Tendenzialmente i film porno non si aprono con un suicido. Forte però dell’enorme successo di Gola profonda, Gerard Damiano non si pone freni e firma con The Devil in Miss Jones un’altra perla del cinema (non solo) hard. Stufa della sua vita disciplinata e fredda, la casta Justine Jones si taglia le vene in vasca e viene spedita all’Inferno. Ad attenderla trova un diavolo compassionevole, che accoglie la sua richiesta di poter tornare sulla Terra giusto il tempo necessario a sperimentare i piaceri sessuali che lei stessa in vita si era negata.
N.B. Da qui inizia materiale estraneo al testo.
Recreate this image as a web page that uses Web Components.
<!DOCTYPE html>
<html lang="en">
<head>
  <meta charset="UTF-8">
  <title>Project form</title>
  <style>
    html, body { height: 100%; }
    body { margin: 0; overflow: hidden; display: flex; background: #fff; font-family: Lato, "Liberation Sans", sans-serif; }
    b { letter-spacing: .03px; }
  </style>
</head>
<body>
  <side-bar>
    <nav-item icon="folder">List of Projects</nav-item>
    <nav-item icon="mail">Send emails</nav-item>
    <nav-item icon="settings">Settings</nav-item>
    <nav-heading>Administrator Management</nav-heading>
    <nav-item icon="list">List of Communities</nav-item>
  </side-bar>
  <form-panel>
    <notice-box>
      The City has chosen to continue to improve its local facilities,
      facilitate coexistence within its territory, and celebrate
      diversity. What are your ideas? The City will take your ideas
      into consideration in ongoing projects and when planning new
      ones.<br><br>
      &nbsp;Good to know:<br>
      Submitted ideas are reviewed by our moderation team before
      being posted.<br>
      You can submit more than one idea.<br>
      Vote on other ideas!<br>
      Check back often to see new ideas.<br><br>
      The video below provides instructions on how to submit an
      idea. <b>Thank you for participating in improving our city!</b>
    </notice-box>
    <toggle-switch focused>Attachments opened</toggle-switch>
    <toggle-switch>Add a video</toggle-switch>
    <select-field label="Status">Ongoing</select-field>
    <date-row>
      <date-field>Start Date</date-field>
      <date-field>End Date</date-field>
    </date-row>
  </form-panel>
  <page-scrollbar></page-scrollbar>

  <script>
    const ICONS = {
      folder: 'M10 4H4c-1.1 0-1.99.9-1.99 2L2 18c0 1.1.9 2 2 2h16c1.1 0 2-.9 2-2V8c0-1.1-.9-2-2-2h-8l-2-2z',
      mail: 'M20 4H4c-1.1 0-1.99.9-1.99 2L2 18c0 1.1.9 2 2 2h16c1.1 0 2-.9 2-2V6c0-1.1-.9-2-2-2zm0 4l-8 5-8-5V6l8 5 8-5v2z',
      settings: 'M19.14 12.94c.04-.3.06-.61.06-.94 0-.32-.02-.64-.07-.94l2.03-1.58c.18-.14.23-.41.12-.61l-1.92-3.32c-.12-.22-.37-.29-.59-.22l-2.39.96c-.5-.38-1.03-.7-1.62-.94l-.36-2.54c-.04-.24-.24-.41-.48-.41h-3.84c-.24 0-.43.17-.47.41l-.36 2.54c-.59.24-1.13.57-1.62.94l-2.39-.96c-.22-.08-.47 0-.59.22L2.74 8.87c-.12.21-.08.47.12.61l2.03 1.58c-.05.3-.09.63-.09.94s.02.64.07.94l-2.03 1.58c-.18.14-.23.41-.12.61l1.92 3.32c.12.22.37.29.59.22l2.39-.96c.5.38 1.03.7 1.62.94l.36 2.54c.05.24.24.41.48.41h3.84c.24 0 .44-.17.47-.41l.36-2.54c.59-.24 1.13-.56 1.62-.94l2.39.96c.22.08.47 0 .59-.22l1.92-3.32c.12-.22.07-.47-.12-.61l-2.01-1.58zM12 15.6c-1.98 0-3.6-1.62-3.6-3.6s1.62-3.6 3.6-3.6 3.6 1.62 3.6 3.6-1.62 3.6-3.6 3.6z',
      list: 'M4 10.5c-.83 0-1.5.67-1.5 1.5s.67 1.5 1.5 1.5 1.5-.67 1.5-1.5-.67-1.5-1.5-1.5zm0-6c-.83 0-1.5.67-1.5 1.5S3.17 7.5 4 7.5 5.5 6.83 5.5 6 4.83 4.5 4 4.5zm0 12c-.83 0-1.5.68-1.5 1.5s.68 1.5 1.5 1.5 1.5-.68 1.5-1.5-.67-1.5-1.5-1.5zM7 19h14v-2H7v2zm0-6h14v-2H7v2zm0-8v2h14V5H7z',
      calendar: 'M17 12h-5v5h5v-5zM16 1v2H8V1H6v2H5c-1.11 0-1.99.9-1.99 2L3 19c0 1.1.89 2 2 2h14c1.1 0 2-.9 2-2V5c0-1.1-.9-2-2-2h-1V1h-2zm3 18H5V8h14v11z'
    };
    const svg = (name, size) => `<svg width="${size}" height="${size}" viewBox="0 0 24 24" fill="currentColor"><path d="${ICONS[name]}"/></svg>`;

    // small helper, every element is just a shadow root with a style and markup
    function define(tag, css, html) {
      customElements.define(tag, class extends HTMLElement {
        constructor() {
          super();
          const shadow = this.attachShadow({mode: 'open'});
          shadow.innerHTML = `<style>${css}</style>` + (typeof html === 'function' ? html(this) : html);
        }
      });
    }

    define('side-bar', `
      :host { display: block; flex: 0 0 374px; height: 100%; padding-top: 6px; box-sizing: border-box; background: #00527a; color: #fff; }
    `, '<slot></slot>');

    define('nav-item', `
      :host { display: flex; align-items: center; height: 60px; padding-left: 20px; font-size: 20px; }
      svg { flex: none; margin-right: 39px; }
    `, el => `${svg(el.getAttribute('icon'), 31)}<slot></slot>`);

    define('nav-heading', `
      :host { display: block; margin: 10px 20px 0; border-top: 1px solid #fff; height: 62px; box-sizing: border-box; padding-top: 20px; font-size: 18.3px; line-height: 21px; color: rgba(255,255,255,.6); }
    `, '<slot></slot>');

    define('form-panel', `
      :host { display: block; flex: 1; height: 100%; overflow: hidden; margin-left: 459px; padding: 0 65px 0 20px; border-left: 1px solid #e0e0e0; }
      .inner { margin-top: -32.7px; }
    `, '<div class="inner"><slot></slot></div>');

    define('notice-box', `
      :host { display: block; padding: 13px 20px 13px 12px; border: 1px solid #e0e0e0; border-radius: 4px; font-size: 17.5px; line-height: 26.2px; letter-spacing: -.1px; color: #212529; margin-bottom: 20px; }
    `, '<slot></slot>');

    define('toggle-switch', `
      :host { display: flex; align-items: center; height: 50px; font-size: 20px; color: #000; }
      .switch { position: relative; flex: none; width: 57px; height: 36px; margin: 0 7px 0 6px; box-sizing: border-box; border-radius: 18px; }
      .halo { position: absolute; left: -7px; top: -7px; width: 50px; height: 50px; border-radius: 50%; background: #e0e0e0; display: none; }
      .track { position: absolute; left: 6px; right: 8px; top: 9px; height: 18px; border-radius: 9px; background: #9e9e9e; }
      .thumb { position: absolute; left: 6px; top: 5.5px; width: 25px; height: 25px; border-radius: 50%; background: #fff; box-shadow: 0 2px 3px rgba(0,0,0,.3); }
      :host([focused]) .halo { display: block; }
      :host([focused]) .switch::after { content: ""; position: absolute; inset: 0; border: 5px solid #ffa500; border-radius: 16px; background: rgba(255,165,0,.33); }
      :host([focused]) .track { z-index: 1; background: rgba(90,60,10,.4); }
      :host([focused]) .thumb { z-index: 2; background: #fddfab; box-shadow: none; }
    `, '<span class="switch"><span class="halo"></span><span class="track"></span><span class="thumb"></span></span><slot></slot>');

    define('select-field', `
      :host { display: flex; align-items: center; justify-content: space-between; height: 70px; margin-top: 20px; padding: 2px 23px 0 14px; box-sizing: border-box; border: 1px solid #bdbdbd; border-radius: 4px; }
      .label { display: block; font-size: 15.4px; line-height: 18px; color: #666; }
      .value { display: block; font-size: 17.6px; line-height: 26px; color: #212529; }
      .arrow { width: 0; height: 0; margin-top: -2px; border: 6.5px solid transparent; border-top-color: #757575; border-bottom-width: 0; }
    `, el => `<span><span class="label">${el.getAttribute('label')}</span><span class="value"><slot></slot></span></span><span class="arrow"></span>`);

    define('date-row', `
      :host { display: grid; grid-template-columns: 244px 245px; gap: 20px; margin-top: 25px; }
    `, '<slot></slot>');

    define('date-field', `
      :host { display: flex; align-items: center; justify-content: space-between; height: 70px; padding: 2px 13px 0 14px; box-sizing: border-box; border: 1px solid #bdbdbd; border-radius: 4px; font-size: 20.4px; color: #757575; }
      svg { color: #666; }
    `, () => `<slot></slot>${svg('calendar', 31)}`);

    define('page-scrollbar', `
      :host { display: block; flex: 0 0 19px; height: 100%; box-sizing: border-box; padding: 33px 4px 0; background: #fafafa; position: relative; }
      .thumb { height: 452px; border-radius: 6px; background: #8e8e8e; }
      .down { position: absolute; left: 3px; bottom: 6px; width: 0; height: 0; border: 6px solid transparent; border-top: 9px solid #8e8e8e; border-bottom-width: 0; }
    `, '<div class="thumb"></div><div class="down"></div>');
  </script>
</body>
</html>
In opposizione allo spensierato incipit di Gola profonda, i primi venti minuti di Miss Jones sono intrisi di dolore e rimpianto, mostrano la tragedia di una donna punita perfino in quell’aldilà che avrebbe dovuto premiare la sua condotta. La condanna è inevitabile, tanto vale cogliere l’ultima occasione per sperimentare la lussuria, e così gli emissari del diavolo la iniziano a diversi piaceri della carne.
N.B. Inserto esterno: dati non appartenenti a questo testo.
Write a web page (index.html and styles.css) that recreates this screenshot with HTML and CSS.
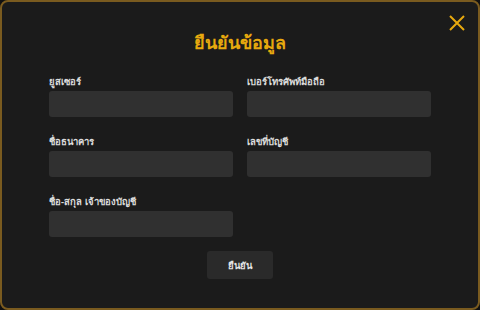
FILE: index.html
```html
<!DOCTYPE html>
<html lang="th">

<head>
  <meta charset="UTF-8">
  <title>ยืนยันข้อมูล</title>
  <link rel="stylesheet" href="styles.css">
</head>

<body>

  <div class="modal">
    <button class="close" aria-label="close">
      <svg width="18" height="18" viewBox="0 0 18 18">
        <path d="M2 2 L16 16 M16 2 L2 16" stroke="#e7a90e" stroke-width="2" fill="none" />
      </svg>
    </button>

    <h1 class="title">ยืนยันข้อมูล</h1>

    <form class="form">
      <div class="field">
        <label for="user">ยูสเซอร์</label>
        <input type="text" id="user">
      </div>
      <div class="field">
        <label for="phone">เบอร์โทรศัพท์มือถือ</label>
        <input type="text" id="phone">
      </div>
      <div class="field">
        <label for="bank">ชื่อธนาคาร</label>
        <input type="text" id="bank">
      </div>
      <div class="field">
        <label for="account">เลขที่บัญชี</label>
        <input type="text" id="account">
      </div>
      <div class="field">
        <label for="owner">ชื่อ-สกุล เจ้าของบัญชี</label>
        <input type="text" id="owner">
      </div>
    </form>

    <div class="actions">
      <button class="confirm">ยืนยัน</button>
    </div>
  </div>

</body>

</html>
```
FILE: styles.css
```css
html {
  box-sizing: border-box;
}

*,
*:before,
*:after {
  box-sizing: inherit;
}

body {
  margin: 0;
  width: 480px;
  height: 310px;
  background: #111;
  font-family: "Noto Sans", "DejaVu Sans", sans-serif;
}

.modal {
  position: relative;
  width: 480px;
  height: 310px;
  background: #1b1b1b;
  border: 2px solid #7a5b1f;
  border-radius: 8px;
  padding: 23px 47px 0;
}

.close {
  position: absolute;
  top: 12px;
  right: 12px;
  background: none;
  border: 0;
  padding: 0;
  width: 18px;
  height: 18px;
  cursor: pointer;
}

.title {
  margin: 0;
  text-align: center;
  color: #e7a90e;
  font-size: 18px;
  font-weight: 600;
  line-height: 34px;
}

.form {
  display: grid;
  grid-template-columns: 184px 184px;
  column-gap: 14px;
  row-gap: 14px;
  margin-top: 12px;
}

.field label {
  display: block;
  color: #dcdcdc;
  font-size: 9.5px;
  font-weight: bold;
  line-height: 16px;
  padding-top: 3px;
  margin-bottom: 1px;
}

.field input {
  display: block;
  width: 100%;
  height: 26px;
  background: #303030;
  border: 0;
  border-radius: 3px;
  color: #fff;
  outline: none;
}

.actions {
  display: flex;
  justify-content: center;
  margin-top: 14px;
}

.confirm {
  width: 66px;
  height: 28px;
  background: #2a2a2a;
  border: 0;
  border-radius: 3px;
  color: #e5e5e5;
  font-family: inherit;
  font-size: 9.5px;
  font-weight: bold;
}
```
Ben poca cosa per gli standard del porno estremo odierno, ma in quegli anni anche solo la ripresa di una doppia penetrazione aveva un impatto maggiore. Il secondo atto è interamente occupato da scene hard impersonali, da cui non emerge altro carattere che Justine, né viene valorizzato altro piacere che il suo. Perfino l’influente critico Roger Ebert, sempre puntiglioso nel criticare la pornografia softcore gratuita nel cinema mainstream, valutò positivamente la messinscena di Damiano e la recitazione di Georgina Spelvin, proprio perché il focus della scena non devia mai dal desiderio della protagonista.
Affidando il suo corpo ad altri scopre l’egoistico piacere del lasciarsi vivere, si appropria della sua soggettività oggettificandosi, esige il diritto a un’edonistica passività. La strapitosa colonna sonora di Alden Shuman, tra le più belle di sempre, conferisce poi supporto emotivo a sequenze altrimenti piuttosto meccaniche, donando a ciascuna scena una connotazione tenera, dolorosa, timida o trasgressiva.
Nel finale la protagonista subisce l’infernale contrappunto e viene condannata a masturbarsi per l’eternità senza godere, in compagnia di un uomo che la ignora totalmente: un incubo ma anche la fedele replica della sua vita passata. Come il nostrano Joe D’amato, a Damiano piace imbastardire l’hardcore con altri generi (girerà infatti film stravaganti come Let My Puppets Come e Alpha Blue) e in Miss Jones si cimenta con l’horror, anche tramite esplicite citazioni.
La più palese è lo stralunato uomo ossessionato dai moscerini che compare nel finale, interpretato dal regista stesso e che rimanda al Renfield di Dracula, o la sequenza in cui Justine simula una fellatio infilandosi in bocca la testa di un serpente, controparte esplicita di una scena de Il mostro di Londra di Terence Fisher. In Miss Jones convergono infine la rinnovata attenzione verso l’occulto degli anni ‘70 e la critica sessuologica del women’s film dei ‘40.
L’opera di Damiano si pone in continuità con la riscoperta della spiritualità nella società statunitense, di cui gli hippie e gli Hare Krishna rappresentano l’immagine più positiva e il cui ideale rovescio della medaglia potrebbe essere la Famiglia Manson. In ambito artistico vale poi la pena ricordare la riedizione degli scritti esoterici di Aleister Crowley, l’esordio musicale dei Black Sabbath e dei Coven, nel cinema horror Rosemary’s Baby e L’esorcista.
L’occulto fa in Miss Jones da contraltare positivo alla repressione sessuale, più o meno esplicita, che accumuna gran parte dei protagonisti femminili del cinema statunitense del passato. Il titolo stesso del film (The Devil in Miss Jones) fa il verso a The Devil and Miss Jones (in Italia Il diavolo si converte, 1941), sfottendo una rappresentazione antiquata di donna fiera della sua frigidità, più devota al dovere e alla prole che a sé stessa.
Anche la nascente Feminist Film Theory rileggerà quel cinema in chiave castrante e Damiano rigira il coltello nella piaga, accostandolo al nome Justine, l’eroina sadiana perseguitata dalla sventura per colpa della sua virtù ostinata.